Mr Nicholas Heck (City, University of London) - Presenting Author
Research combining survey methodology and machine learning so far has primarily focused on predicting survey participation or nonresponse or dealt with panel-study contexts (Buskirk & Kolenikov 2015; Kolb, Weiß, Kern 2018; Kirchner & Signorino 2018), while contactability as the preliminary step to participation in the survey fieldwork process got less attention. This project specifically looks at predicting first contact attempt success in the European Social Survey (ESS) in Great Britain, measured as whether an interviewer was able to make any contact at all with a potential respondent using competing models. In the ESS round 8, an overall proportion of 42.50% was unsuccessfully contacted at the first attempt and needed re-contacts for at least a second time. If fieldwork agencies knew a specific unit’s contactability in advance, direct and indirect fieldwork costs could be reduced or estimated better increasing fieldwork management efficiency. Since not much information about a potential unit is available prior to the first successful contact, one desired approach is using geospatial variables (e.g. an area’s unemployment rate) to anticipate contactability. Unfortunately, data on a unit’s sampling point is not available, which renders linking external data to a sampling point impossible. A first model thus includes those variables from the ESS that have shown to be “correlates-of-contact” in the literature (e.g. Groves & Couper 1998; Stoop 2005; Kreuter 2013; Vicente 2017). While the first model contains variables from the substantial part of the interview, the second model tries to predict first call contact on para-data only. For each model a logistic regression prediction is compared to several machine learning algorithms (e.g. support vector machine, classification tree, naïve Bayes). The project aims to contribute to the discussion whether machine learning is suitable for survey research questions and to give further insights to improve survey fieldwork efficiency.
Dr Ariane Würbach (Leibniz Institute for Educational Trajectories (LIfBi)) - Presenting Author
Dr Sabine Zinn (Leibniz Institute for Educational Trajectories (LIfBi))

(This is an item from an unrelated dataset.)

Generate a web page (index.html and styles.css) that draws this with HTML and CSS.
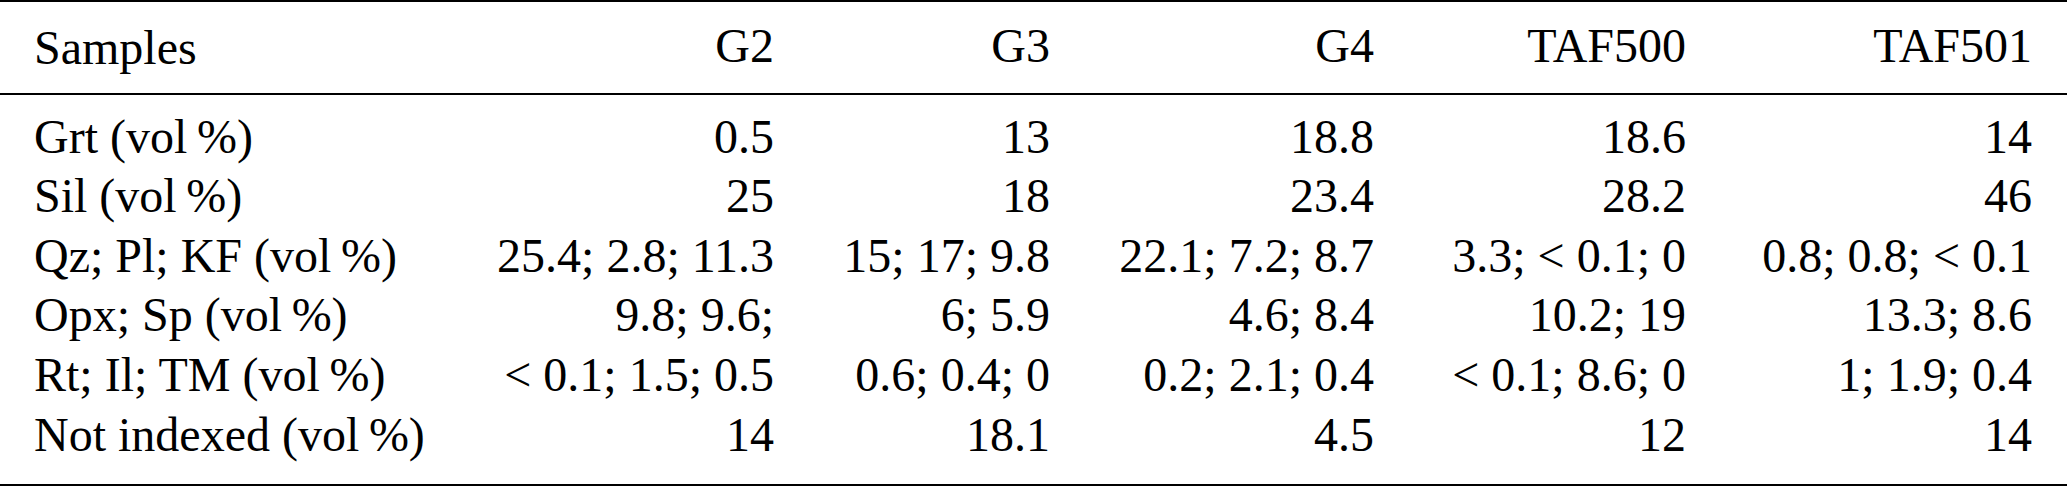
FILE: index.html
```html
<!DOCTYPE html>
<html lang="en">
<head>
<meta charset="utf-8">
<title>Samples table</title>
<link rel="stylesheet" href="styles.css">
</head>
<body>
<table class="data">
  <colgroup>
    <col class="c1"><col class="c2"><col class="c3"><col class="c4"><col class="c5"><col class="c6">
  </colgroup>
  <thead>
    <tr>
      <th class="lab">Samples</th>
      <th>G2</th>
      <th>G3</th>
      <th>G4</th>
      <th>TAF500</th>
      <th>TAF501</th>
    </tr>
  </thead>
  <tbody>
    <tr class="first">
      <td class="lab">Grt (vol&#8201;%)</td>
      <td>0.5</td><td>13</td><td>18.8</td><td>18.6</td><td>14</td>
    </tr>
    <tr>
      <td class="lab">Sil (vol&#8201;%)</td>
      <td>25</td><td>18</td><td>23.4</td><td>28.2</td><td>46</td>
    </tr>
    <tr>
      <td class="lab">Qz; Pl; KF (vol&#8201;%)</td>
      <td>25.4; 2.8; 11.3</td><td>15; 17; 9.8</td><td>22.1; 7.2; 8.7</td><td>3.3; &lt; 0.1; 0</td><td>0.8; 0.8; &lt; 0.1</td>
    </tr>
    <tr>
      <td class="lab">Opx; Sp (vol&#8201;%)</td>
      <td>9.8; 9.6;</td><td>6; 5.9</td><td>4.6; 8.4</td><td>10.2; 19</td><td>13.3; 8.6</td>
    </tr>
    <tr>
      <td class="lab">Rt; Il; TM (vol&#8201;%)</td>
      <td>&lt; 0.1; 1.5; 0.5</td><td>0.6; 0.4; 0</td><td>0.2; 2.1; 0.4</td><td>&lt; 0.1; 8.6; 0</td><td>1; 1.9; 0.4</td>
    </tr>
    <tr class="last">
      <td class="lab">Not indexed (vol&#8201;%)</td>
      <td>14</td><td>18.1</td><td>4.5</td><td>12</td><td>14</td>
    </tr>
  </tbody>
</table>
</body>
</html>
```
FILE: styles.css
```css
html, body {
  margin: 0;
  padding: 0;
  background: #ffffff;
}

body {
  font-family: "Liberation Serif", "Times New Roman", serif;
  font-size: 48px;
  color: #000000;
}

.data {
  width: 2067px;
  table-layout: fixed;
  border-collapse: separate;
  border-spacing: 0;
}

.c1 { width: 457px; }
.c2 { width: 352px; }
.c3 { width: 276px; }
.c4 { width: 324px; }
.c5 { width: 312px; }
.c6 { width: 346px; }

.data th,
.data td {
  font-family: "Liberation Serif", "Times New Roman", serif;
  font-weight: normal;
  line-height: 59.6px;
  padding: 0 35px 0 0;
  text-align: right;
  white-space: nowrap;
}

.data .lab {
  text-align: left;
  padding: 0 0 0 34px;
}

.data thead th {
  border-top: 2px solid #000;
  border-bottom: 2px solid #000;
  padding-top: 14px;
  padding-bottom: 17px;
}

.data tr.first td {
  padding-top: 12px;
}

.data tr.last td {
  padding-bottom: 20px;
  border-bottom: 2px solid #000;
}
```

For more than one decade survey methodologists have recognized the value of paradata – information accompanying the initiation and realization of interviews. The value of paradata has been tested within distinct contexts, among others to increase predictive power of nonresponse analysis. Common information used for this purpose is the number of contact attempts and the disposition code as well as other context information. All of these data are available for respondents and nonrespondents making them highly attractive. Though, after an initial hype, paradata have been found to not necessarily improve analyses but even harms under certain circumstances, which is why studying nonresponse bias with paradata has to be done with caution (Kreuter & Olson, 2011).
We are interested in the added value of paradata for predicting the participation status of parents and their children in a long-term study on infants. Most of the current literature focusses on wave-to-wave prediction limiting their scope to the detection of short-term effects only. We will also analyse the amount and the composition of respondents who initially started a survey and remain in the panel sample after many waves and years. Such analysis helps planning timelines, determining budgets, and developing intervening strategies for panel maintenance, if necessary.
Concretely, we use data from the Newborn Cohort of the National Educational Panel Study (NEPS) to gauge the benefits of using paradata when predicting participation status of children-parent couples. For longitudinal prediction, we apply a discrete time hazard model with competing risks for wave-participation, noncontact, wave-nonresponse, and attrition, to disentangle potential opposite effects. Respondent characteristics and paradata including context information from the current and previous waves form the set of predictors. Model selection concerning this set of predictors is achieved by an automated supervised learning procedure. We validate our prediction models using leave-one-out cross-validation.
Dr Christoph Kern (University of Mannheim) - Presenting Author
Dr Bernd Weiß (GESIS - Leibniz Institute for the Social Sciences)
Dr Jan-Philipp Kolb (GESIS - Leibniz Institute for the Social Sciences)
Nonresponse in panel studies can lead to a substantial loss in data quality due to its potential to introduce bias and distort survey estimates. Recent work investigates the usage of machine learning methods to predict nonresponse in advance, such that predicted nonresponse propensities can be used to inform the data collection process. However, predicting nonresponse in panel studies requires accounting for the longitudinal data structure in terms of model building, tuning, and evaluation. This study proposes a new framework for predicting nonresponse with machine learning and multiple panel waves and illustrates its application. With respect to model building, this approach utilizes information from multiple panel waves by introducing features that aggregate previous (non)response patterns. Concerning model tuning and evaluation, temporal cross-validation is employed by iterating through pairs of panel waves such that the train and test set moves in time. This approach is exemplified with data from a German probability-based mixed-mode panel (GESIS Panel), with which multiple machine learning models were trained and tested for 20 panel waves, respectively. Particularly random forests and extremely randomized trees in combination with features that aggregate information over multiple previous waves resulted in competitive prediction performance over all hold-out sets.